Schiaparelli disappears. A swi
rl of pink smoke.
“You murdered Madame.” I’m lit in the creepiest colors, yellow and red. “You have not killed her style. I will carry on her work. I will lay down my pen and pick up the needle. I will sew clothes for stars like you, Mr. Rodgers. I will dress country stars in freak couture—fine fabrics in carnival colors, festooned with rhinestones, crystals, and beads. I will marry haute couture to hillbilly music—and I will spread the disease of sodomy! For I have found that nothing in this world tastes better than the asses of Country-and-Western stars—nothing!” Poof!—I disappear.
“He disappeared!” Maybelle says.
“Disappeared in a poof!” Sara says.
“That seems appropriate,” Chanel says.
Chanel and Maybelle and Sara laugh a lot.
“I don’t get it,” A.P. says. “What’s the big joke?”
COME MORNING …
Jimmie Rodgers.
Carrie Rodgers. Jimmie Rodgers.
Carrie Rodgers. Jimmie Rodgers. Carrie Rodgers.
Jimmie Rodgers. Carrie Rodgers. Jimmie Rodgers. Carrie Rodgers. Jimmie Rodgers. Carrie Rodgers. Jimmie Rodgers. Carrie Rodgers.
Jimmie Rodgers and Carrie Rodgers in a Mirror Maze.
Sunlight streams into the Maze.
“I love you,” Jimmie says.
“I love you,” Carrie says, resting her head on his shoulder pad.
“Let’s go,” he says. “Let’s eat candy apples. Let’s play the Red Wheel. Let’s ride the rides—I hear the Tunnel of Love is romantic.” He kisses her. “We’re alive. Alive at a carnival! I can sing again!”
“Are you sure you’re ready?” she says, touching the swell in her stomach.
“Ready as—” He coughs. “Ready as I’ll ever—” Coughs.

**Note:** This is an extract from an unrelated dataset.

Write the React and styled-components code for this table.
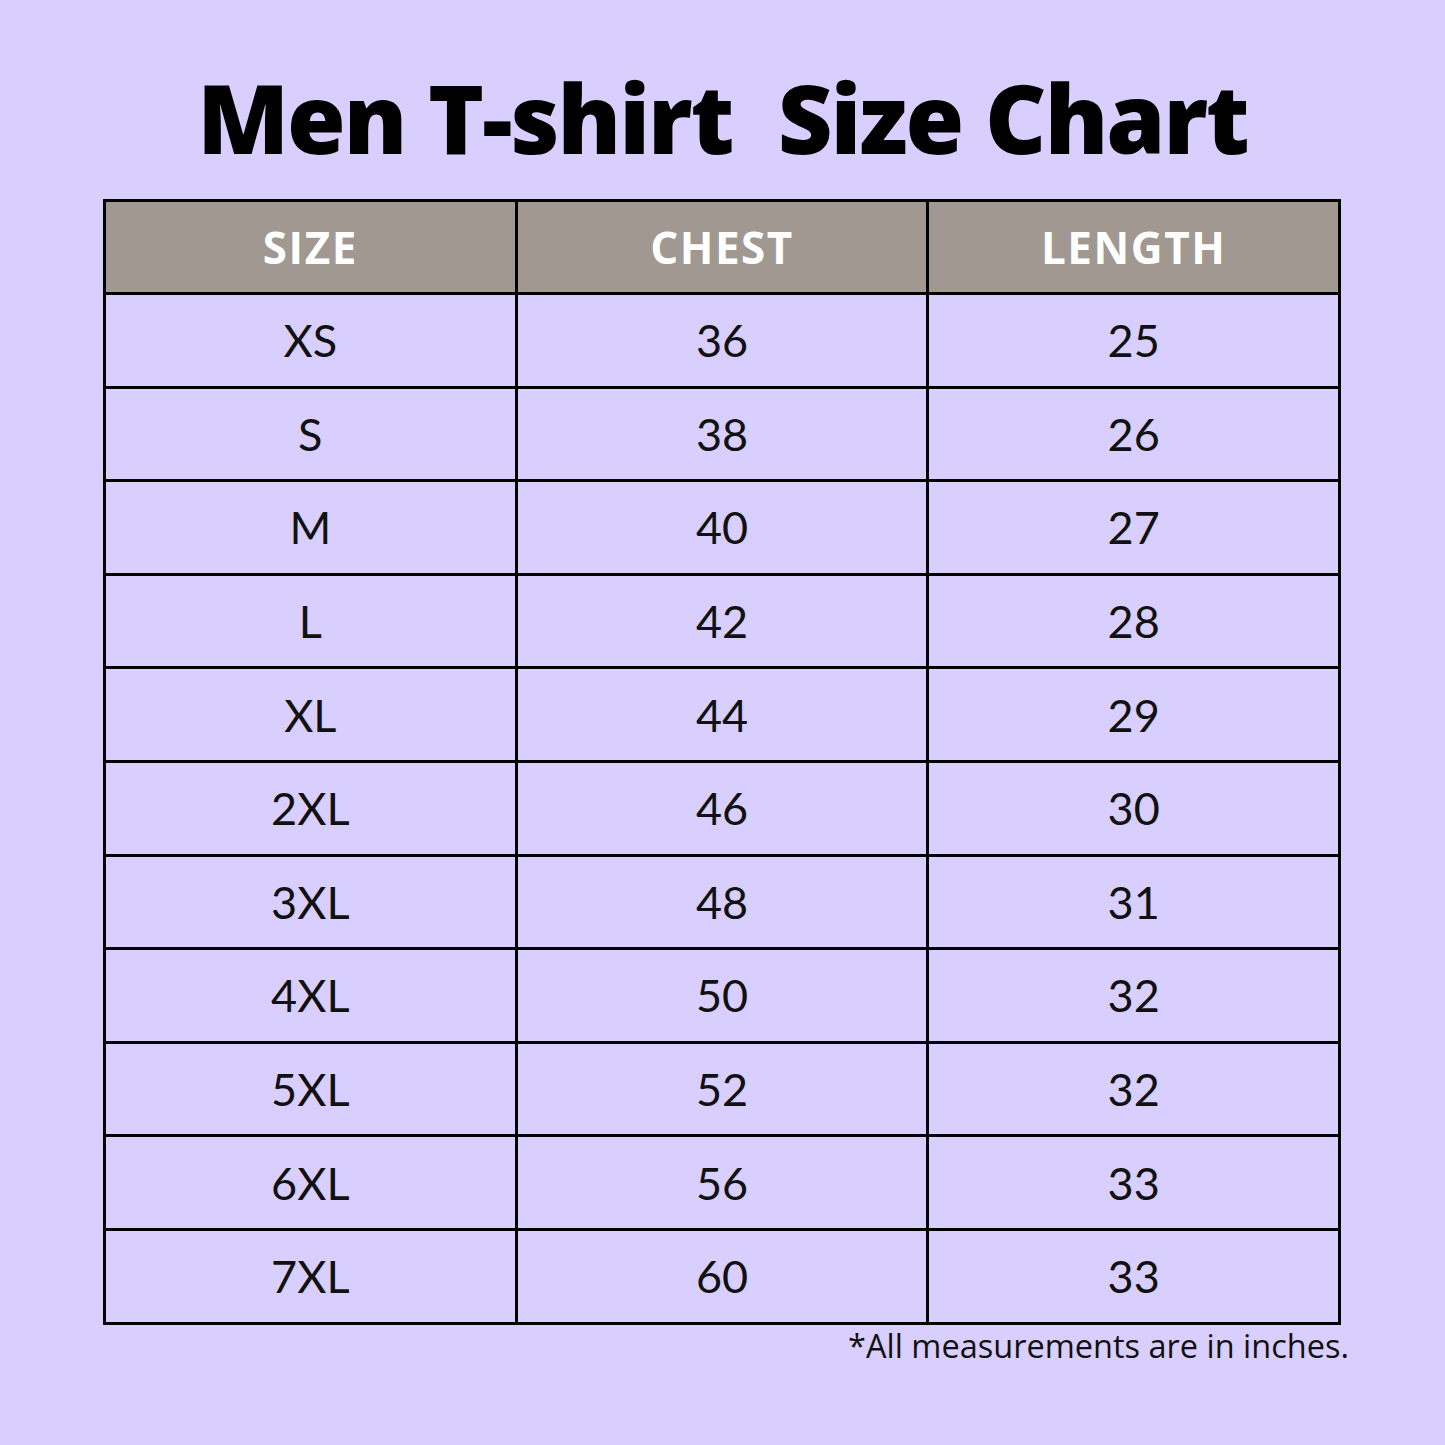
import styled, { createGlobalStyle } from "styled-components"

const rows = [
    ["XS", 36, 25],
    ["S", 38, 26],
    ["M", 40, 27],
    ["L", 42, 28],
    ["XL", 44, 29],
    ["2XL", 46, 30],
    ["3XL", 48, 31],
    ["4XL", 50, 32],
    ["5XL", 52, 32],
    ["6XL", 56, 33],
    ["7XL", 60, 33],
]

export default function App() {
    return (
        <>
            <GlobalStyle />
            <Page>
                <Title>Men T-shirt&nbsp; Size Chart</Title>
                <Chart>
                    <thead>
                        <tr>
                            <Head>SIZE</Head>
                            <Head>CHEST</Head>
                            <Head>LENGTH</Head>
                        </tr>
                    </thead>
                    <tbody>
                        {rows.map(([size, chest, length]) => (
                            <tr key={size}>
                                <Cell>{size}</Cell>
                                <Cell>{chest}</Cell>
                                <Cell>{length}</Cell>
                            </tr>
                        ))}
                    </tbody>
                </Chart>
                <Note>*All measurements are in inches.</Note>
            </Page>
        </>
    )
}

const GlobalStyle = createGlobalStyle`
    html, body {
        margin: 0;
        padding: 0;
        background: #d9cffe;
    }
`
const Page = styled.div`
    width: 1445px;
    height: 1445px;
    display: flex;
    flex-direction: column;
    align-items: center;
    background: #d9cffe;
    box-sizing: border-box;
    padding-top: 60px;
`
const Title = styled.h1`
    margin: 0;
    height: 139px;
    font-family: "Open Sans", sans-serif;
    font-weight: 800;
    font-size: 95px;
    line-height: 114px;
    letter-spacing: -2px;
    color: #000;
    white-space: pre;
`
const Chart = styled.table`
    width: 1238px;
    border-collapse: collapse;
    table-layout: fixed;
    border: 3px solid #000;
    margin-left: -1px;
`
const Head = styled.th`
    height: 90px;
    padding: 0;
    background: #a09891;
    border: 3px solid #000;
    color: #fff;
    font-family: "Open Sans", sans-serif;
    font-weight: 700;
    font-size: 44px;
    letter-spacing: 1.5px;
    text-align: center;
    vertical-align: middle;
`
const Cell = styled.td`
    height: 90.6px;
    padding: 0;
    border: 3px solid #000;
    color: #111;
    font-family: "Lato", sans-serif;
    font-weight: 400;
    font-size: 45px;
    text-align: center;
    vertical-align: middle;
`
const Note = styled.div`
    align-self: flex-end;
    margin: -2px 96px 0 0;
    font-family: "Open Sans", sans-serif;
    font-size: 32.5px;
    color: #111;
`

Coughs. Coughs. A stitch in his stomach. He can’t stand up straight. “It’s nothing,” he says, doubling over against glass. “A tickle. A little tickle.”
“TB,” Carrie says.
“I’m fine.” He’s lying at her feet.
“It’s back.” She sinks down beside him. His sleeve’s sopping. Sputum. It will dry stiff er than starch. “Without Schiaparelli’s Satanic perfume, the carnival will kill you,” she says. “You have to leave. You have to return to the Sanitarium.”